Even though you may not do real-space refinement with free reflections, external tools can do that with the maps written out.
It is the most efficient to combine local and global real-space refinement with reciprocal space refinement. I call it dual-space refinement. This is why it is tightly integrated into phenix.refine: http://cci.lbl.gov/~afonine/fix_rotamers/fit_rotamers.pdf
I am sure that many people will use it when they find that real-space fitting and refinement tools lower R-free, unaware that they are cheating.
Sure. This is why free-R flags are not used in maps calculation for real-space refinement (my previous email).
With 10% test reflection, I suspect that difference maps used to find waters can easily find a few noise peaks with significant R-free contributions.
- I'm not aware of any systematic study on this matter, although I can believe it in theory; - phenix.refine uses very sophisticated filtering tools; - I guess at some point I will switch to using Average Kick Maps for water picking.
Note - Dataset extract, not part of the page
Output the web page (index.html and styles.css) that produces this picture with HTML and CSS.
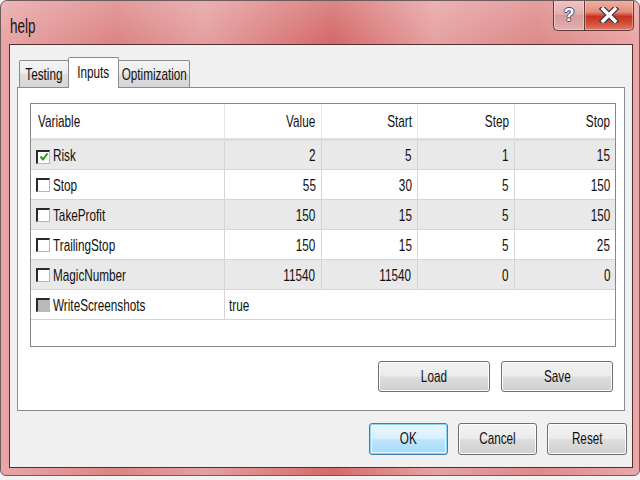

This will remove the noise peaks, and so eliminate the problem (I need to test this all, though).
IMHO, using test reflections for anything but computing R-free should always be avoided unless you are unable to proceed using only the non-test. Using test reflections is always cheating to some extent, although trivial amounts of bias are probably removed during refinement. I just think it is better to be very strict about test reflections and avoid the possibility of bias.
Test reflections are used for calculation of m and D in 2mFo-DFc and mFo-DFc maps, as well as in alpha/beta parameters of ML target. This is inevitable.
Exclusion of test reflections ought to be an option. Ideally, deposited PDB files should report whether maps used for model building included test reflections.
Ideally yes, but I can name a hundred of other similarly important parameters to report. *At least a set of all parameters must be reported so the published R-factors are 100% reproducible - I'm sure this is an easy doable goal to start with.* Pavel.